L'agriculture est un segment à part de l'économie, car ce que produit l'agriculteur, on le mange et cela rentre dans le corps. Et cela change tout. Veut-on une agriculture robotisée, techniquement développée ? Il y a dix-huit mois, des agriculteurs de Château-Thierry, membres de la FNSEA, m'ont dit avoir peur de se faire attaquer par les voisins quand ils sortaient avec leurs pompes à sulfater. Cette semaine, 300 personnes manifestaient pour le bien-être animal devant l'abattoir de Limoges. Ce sont là des mouvements de société qui vont déborder le politique. Veut-on une agriculture capitalistique et compétitive, de celle qui a conduit un fonds chinois à acheter, au début de l'année, 2 500 hectares dans l'Indre ? Si c'est cela, on va droit dans le mur. L'agriculture peut être capitalistique et économiquement performante, mais pas seulement.
Dans le Jura, grâce à la filière du Comté, le paysage est magnifique et entretenu, l'agro-écologie se pratique de fait. M. Valadier, le père fondateur de la fromagerie de l'Aubrac, dit que c'est en défendant l'aligot que le territoire a gagné en valeur ajoutée et que les agriculteurs sont quasiment tous passés en bio alors que ce n'était pas du tout l'objectif de départ.
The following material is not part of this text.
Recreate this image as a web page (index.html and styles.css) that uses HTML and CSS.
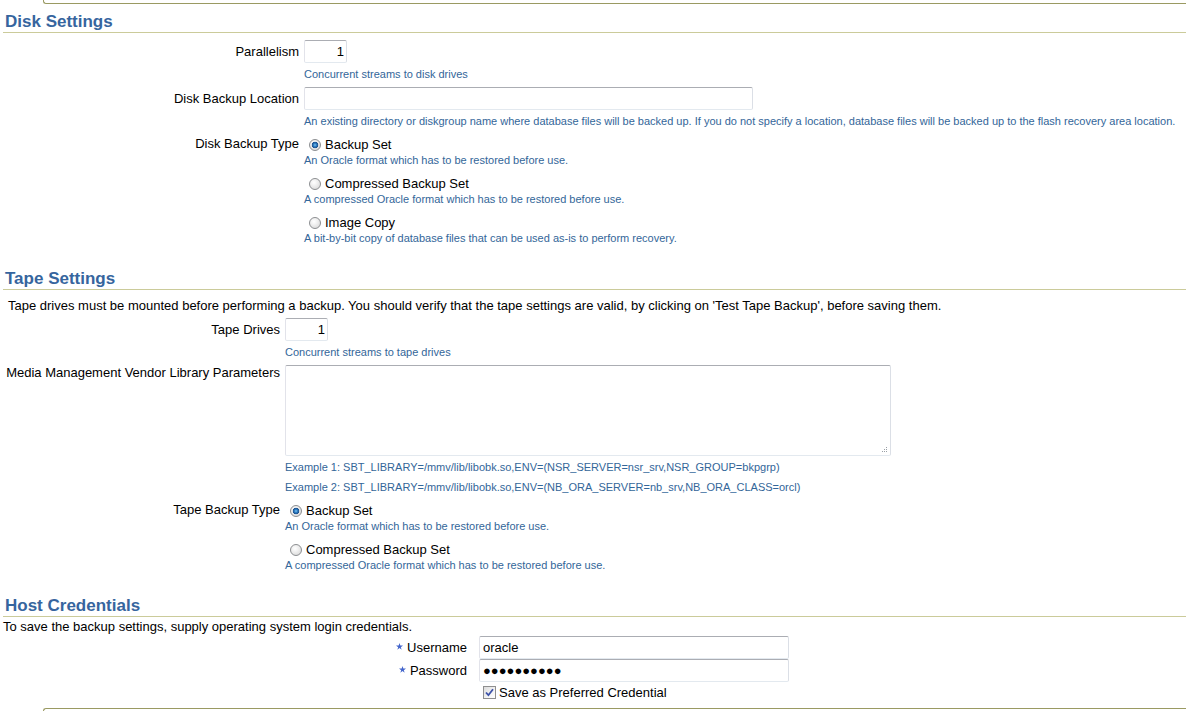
FILE: index.html
```html
<!DOCTYPE html>
<html lang="en">
<head>
<meta charset="utf-8">
<title>Backup Settings</title>
<link rel="stylesheet" href="styles.css">
</head>
<body>
<div class="cap cap-top"></div>

<section class="sec sec-disk">
  <h2 class="sec-title">Disk Settings</h2>
  <div class="form form-disk">
    <div class="lbl">Parallelism</div>
    <div class="fld">
      <input class="inp inp-num" type="text" value="1">
      <div class="hint">Concurrent streams to disk drives</div>
    </div>

    <div class="lbl">Disk Backup Location</div>
    <div class="fld">
      <input class="inp inp-loc" type="text" value="">
      <div class="hint">An existing directory or diskgroup name where database files will be backed up. If you do not specify a location, database files will be backed up to the flash recovery area location.</div>
    </div>

    <div class="lbl lbl-top">Disk Backup Type</div>
    <div class="fld opts">
      <div class="opt">
        <label class="optline"><input class="radio" type="radio" name="dbt" checked>Backup Set</label>
        <div class="hint hint-opt">An Oracle format which has to be restored before use.</div>
      </div>
      <div class="opt">
        <label class="optline"><input class="radio" type="radio" name="dbt">Compressed Backup Set</label>
        <div class="hint hint-opt">A compressed Oracle format which has to be restored before use.</div>
      </div>
      <div class="opt">
        <label class="optline"><input class="radio" type="radio" name="dbt">Image Copy</label>
        <div class="hint hint-opt">A bit-by-bit copy of database files that can be used as-is to perform recovery.</div>
      </div>
    </div>
  </div>
</section>

<section class="sec sec-tape">
  <h2 class="sec-title">Tape Settings</h2>
  <p class="intro intro-tape">Tape drives must be mounted before performing a backup. You should verify that the tape settings are valid, by clicking on 'Test Tape Backup', before saving them.</p>
  <div class="form form-tape">
    <div class="lbl">Tape Drives</div>
    <div class="fld">
      <input class="inp inp-num" type="text" value="1">
      <div class="hint">Concurrent streams to tape drives</div>
    </div>

    <div class="lbl lbl-area">Media Management Vendor Library Parameters</div>
    <div class="fld">
      <div class="area-wrap">
        <textarea class="area"></textarea>
        <svg class="grip" width="7" height="7" viewBox="0 0 7 7" aria-hidden="true">
          <rect x="5" y="1" width="1" height="1"/>
          <rect x="3" y="3" width="1" height="1"/>
          <rect x="5" y="3" width="1" height="1"/>
          <rect x="1" y="5" width="1" height="1"/>
          <rect x="3" y="5" width="1" height="1"/>
          <rect x="5" y="5" width="1" height="1"/>
        </svg>
      </div>
      <div class="hint">Example 1: SBT_LIBRARY=/mmv/lib/libobk.so,ENV=(NSR_SERVER=nsr_srv,NSR_GROUP=bkpgrp)</div>
      <div class="hint hint-ex2">Example 2: SBT_LIBRARY=/mmv/lib/libobk.so,ENV=(NB_ORA_SERVER=nb_srv,NB_ORA_CLASS=orcl)</div>
    </div>

    <div class="lbl lbl-top">Tape Backup Type</div>
    <div class="fld opts">
      <div class="opt">
        <label class="optline"><input class="radio" type="radio" name="tbt" checked>Backup Set</label>
        <div class="hint hint-opt">An Oracle format which has to be restored before use.</div>
      </div>
      <div class="opt">
        <label class="optline"><input class="radio" type="radio" name="tbt">Compressed Backup Set</label>
        <div class="hint hint-opt">A compressed Oracle format which has to be restored before use.</div>
      </div>
    </div>
  </div>
</section>

<section class="sec sec-host">
  <h2 class="sec-title">Host Credentials</h2>
  <p class="intro intro-host">To save the backup settings, supply operating system login credentials.</p>
  <div class="form form-host">
    <div class="lbl"><svg class="req" width="7" height="7" viewBox="0 0 10 10" aria-hidden="true"><polygon points="5,0 6.2,3.6 10,3.6 6.9,5.9 8.1,9.6 5,7.3 1.9,9.6 3.1,5.9 0,3.6 3.8,3.6"/></svg>Username</div>
    <div class="fld"><input class="inp inp-cred" type="text" value="oracle"></div>

    <div class="lbl"><svg class="req" width="7" height="7" viewBox="0 0 10 10" aria-hidden="true"><polygon points="5,0 6.2,3.6 10,3.6 6.9,5.9 8.1,9.6 5,7.3 1.9,9.6 3.1,5.9 0,3.6 3.8,3.6"/></svg>Password</div>
    <div class="fld"><input class="inp inp-cred inp-pw" type="text" value="●●●●●●●●●●" readonly></div>

    <div class="lbl"></div>
    <div class="fld">
      <label class="chkline">
        <span class="chk" role="checkbox" aria-checked="true">
          <svg width="9" height="9" viewBox="0 0 9 9" aria-hidden="true"><path d="M1 4.5 L3.4 7.2 L8 1.2" fill="none" stroke="#3d52a8" stroke-width="1.8"/></svg>
        </span>Save as Preferred Credential
      </label>
    </div>
  </div>
</section>

<div class="cap cap-bottom"></div>
</body>
</html>
```

FILE: styles.css
```css
html, body {
  margin: 0;
  padding: 0;
  background: #ffffff;
}

body {
  font-family: "Liberation Sans", Arial, sans-serif;
  font-size: 13px;
  color: #000000;
  overflow: hidden;
}

.cap {
  margin-left: 43px;
  border-left: 1px solid #9a9a62;
}

.cap-top {
  height: 3px;
  border-bottom: 1px solid #9a9a62;
  border-bottom-left-radius: 3px;
}

.cap-bottom {
  margin-top: 9px;
  height: 3px;
  border-top: 1px solid #9a9a62;
  border-top-left-radius: 3px;
}

.sec-title {
  margin: 0 0 0 3px;
  padding-left: 2px;
  font-size: 17px;
  font-weight: bold;
  line-height: 20px;
  color: #36659e;
  border-bottom: 1px solid #cbcb9a;
}

.sec-disk .sec-title { margin-top: 8px; }
.sec-tape .sec-title { margin-top: 24px; }
.sec-host .sec-title { margin-top: 24px; }

.intro {
  margin: 0;
  line-height: 15px;
}

.intro-tape {
  margin-top: 8px;
  padding-left: 8px;
}

.intro-host {
  margin-top: 2px;
  padding-left: 3px;
}

.form {
  display: grid;
  row-gap: 6px;
}

.form-disk {
  margin-top: 7px;
  grid-template-columns: 299px 1fr;
  column-gap: 5px;
}

.form-tape {
  margin-top: 5px;
  grid-template-columns: 280px 1fr;
  column-gap: 5px;
}

.form-host {
  margin-top: 2px;
  grid-template-columns: 467px 1fr;
  column-gap: 12px;
  row-gap: 0;
}

.lbl {
  text-align: right;
  line-height: 23px;
  white-space: nowrap;
}

.lbl-top {
  line-height: 15px;
  padding-top: 2px;
}

.lbl-area {
  line-height: 15px;
}

.fld {
  min-width: 0;
}

.inp {
  display: block;
  box-sizing: border-box;
  height: 23px;
  margin: 0;
  padding: 0 3px;
  font-family: "Liberation Sans", Arial, sans-serif;
  font-size: 13px;
  color: #000000;
  background: #ffffff;
  border: 1px solid;
  border-color: #abadb3 #dbdfe6 #e3e9ef #e2e3ea;
  border-radius: 2px;
  outline: none;
}

.inp-num {
  width: 43px;
  text-align: right;
  padding-right: 2px;
}

.inp-loc {
  width: 449px;
}

.inp-cred {
  width: 310px;
}

.inp-pw {
  letter-spacing: 0;
}

.hint {
  margin-top: 5px;
  font-size: 11px;
  line-height: 13px;
  color: #336699;
  white-space: nowrap;
}

.hint-ex2 {
  margin-top: 7px;
}

.hint-opt {
  margin-top: 0;
}

.opts {
  padding-top: 2px;
}

.opt + .opt {
  margin-top: 8px;
}

.optline {
  display: flex;
  align-items: center;
  height: 18px;
  line-height: 18px;
}

.radio {
  appearance: none;
  -webkit-appearance: none;
  box-sizing: border-box;
  width: 12px;
  height: 12px;
  margin: 0 4px 0 5px;
  border: 1px solid #8c8e91;
  border-radius: 50%;
  background: radial-gradient(circle at 40% 35%, #ffffff 0, #f1f1f1 35%, #d2d2d2 100%);
  flex: none;
}

.radio:checked {
  background:
    radial-gradient(circle at 50% 50%, #7fc6f2 0, #2f7fc4 1.5px, #1b4f8c 3px, rgba(27, 79, 140, 0) 3.6px),
    radial-gradient(circle at 40% 35%, #ffffff 0, #f1f1f1 35%, #d2d2d2 100%);
}

.area-wrap {
  position: relative;
  width: 606px;
  height: 91px;
}

.area {
  display: block;
  box-sizing: border-box;
  width: 606px;
  height: 91px;
  margin: 0;
  padding: 2px 3px;
  resize: none;
  font-family: "Liberation Sans", Arial, sans-serif;
  font-size: 13px;
  border: 1px solid;
  border-color: #abadb3 #dbdfe6 #e3e9ef #e2e3ea;
  border-radius: 2px;
  background: #ffffff;
  outline: none;
}

.grip {
  position: absolute;
  right: 3px;
  bottom: 3px;
  fill: #9aa0a6;
}

.req {
  fill: #4466cc;
  margin-right: 4px;
  vertical-align: 2px;
}

.chkline {
  display: flex;
  align-items: center;
  margin-top: 4px;
  height: 13px;
  line-height: 13px;
}

.chk {
  box-sizing: border-box;
  width: 13px;
  height: 13px;
  margin: 0 3px 0 4px;
  border: 1px solid #8f8f8f;
  background: linear-gradient(135deg, #dcdcdc 0%, #f4f4f4 60%, #ffffff 100%);
  display: flex;
  align-items: center;
  justify-content: center;
  flex: none;
}
```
Et aujourd'hui, le paysage est entretenu. Et le marais de Guérande, il y a trente ans, tout le monde le disait fichu. Les gens du coin ne voulaient pas s'installer dans ce gros bloc de sel gris. Aujourd'hui, 300 agriculteurs y vivent autour d'un produit et d'un territoire, et tout le marais de Guérande est en bio. C'est par le produit, par le lien au territoire que l'on trace un chemin. Avec une agriculture uniquement capitalistique, attention aux paysages et à une agriculture sans personne ! C'est la vie que nous voulons défendre sur nos territoires, la biodiversité à laquelle appartiennent aussi les femmes et les hommes. L'innovation est certes technique, mais elle est aussi organisationnelle et sociale.
Enfin, je veux insister sur la transmission des exploitations. Actuellement, 50 % des agriculteurs chez nous ont plus de cinquante-cinq ans. Si demain, nous n'avons que des fermes de 350 hectares avec 150 vaches, exploitées en ranching, il est clair qu'il n'y aura pas de paysages, pas d'agro-écologie. Ce sont les hommes qui le font.
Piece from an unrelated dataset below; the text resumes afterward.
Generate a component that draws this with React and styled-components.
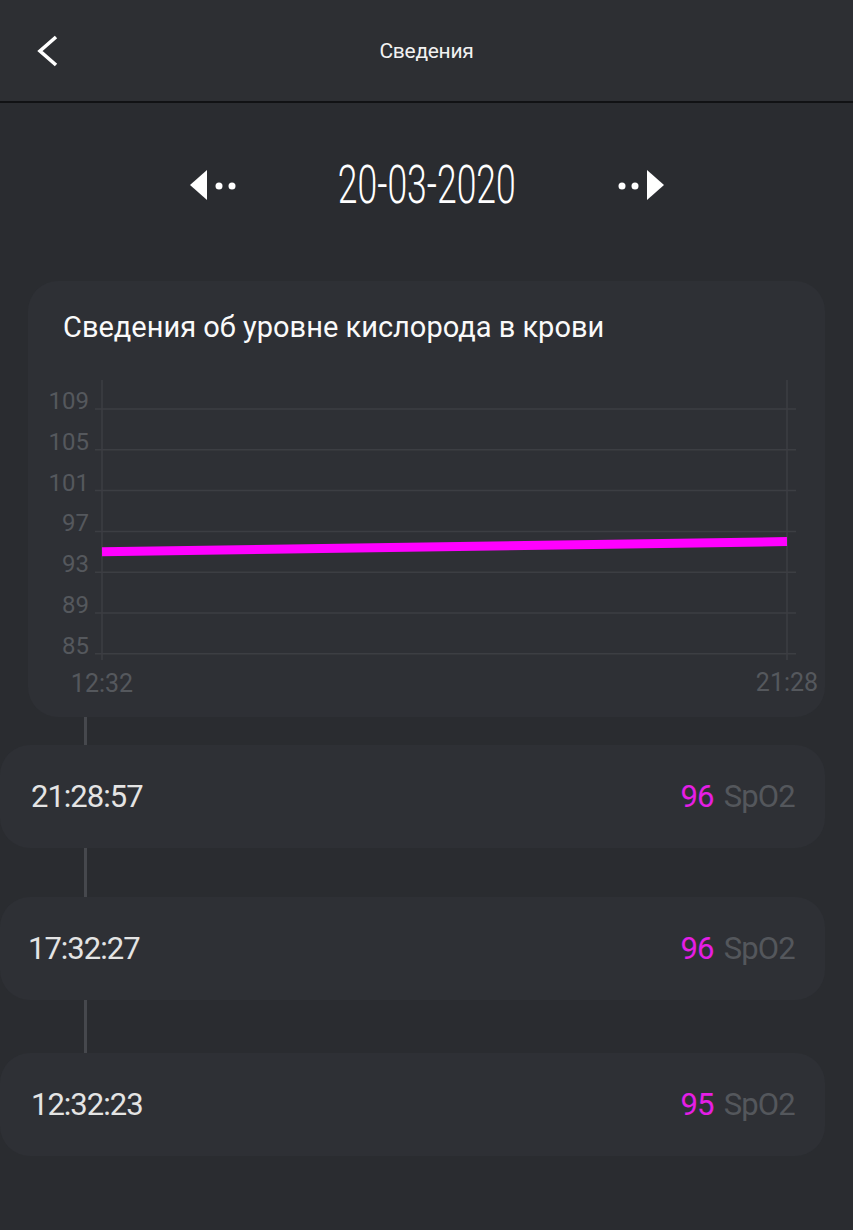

Je terminerai en relayant le message d'un de mes collègues qui veut vous dire que les impératifs de réchauffement climatique et de transition énergétique sont de formidables leviers pour que les gens se tournent vers l'agro-écologie. Mais, si les énergies renouvelables représentent un fort potentiel de développement et une réelle opportunité de création de valeur ajoutée et d'emploi pour nos territoires ruraux, on constate cependant une forte proportion de projets portés par des structures exogènes, adossées à des institutions financières. Un marché des projets lauréatisés se met en place, animé par quelques structures spécialisées sur la France, excluant les acteurs locaux. Les mécanismes de soutien doivent contrebalancer l'unique recherche de sécurisation du capital et la priorité doit être donnée au développement de projets portés par des acteurs locaux.
Si les projets de méthanisation agricole représentent une réelle complémentarité avec l'élevage, ils sont, en revanche, très difficiles à concrétiser en comparaison des projets de traitement des biodéchets autour des villes. Le dispositif actuel prévoit une prime d'incorporation pour les effluents d'élevage. Il est nécessaire d'avoir une visibilité à long terme, sur des contrats de vingt ans, ce qui n'est pas le cas aujourd'hui. Aussi, les projets ne démarrent-ils pas. Je vous demande donc, mesdames, messieurs les députés, d'essayer de nous aider en la matière.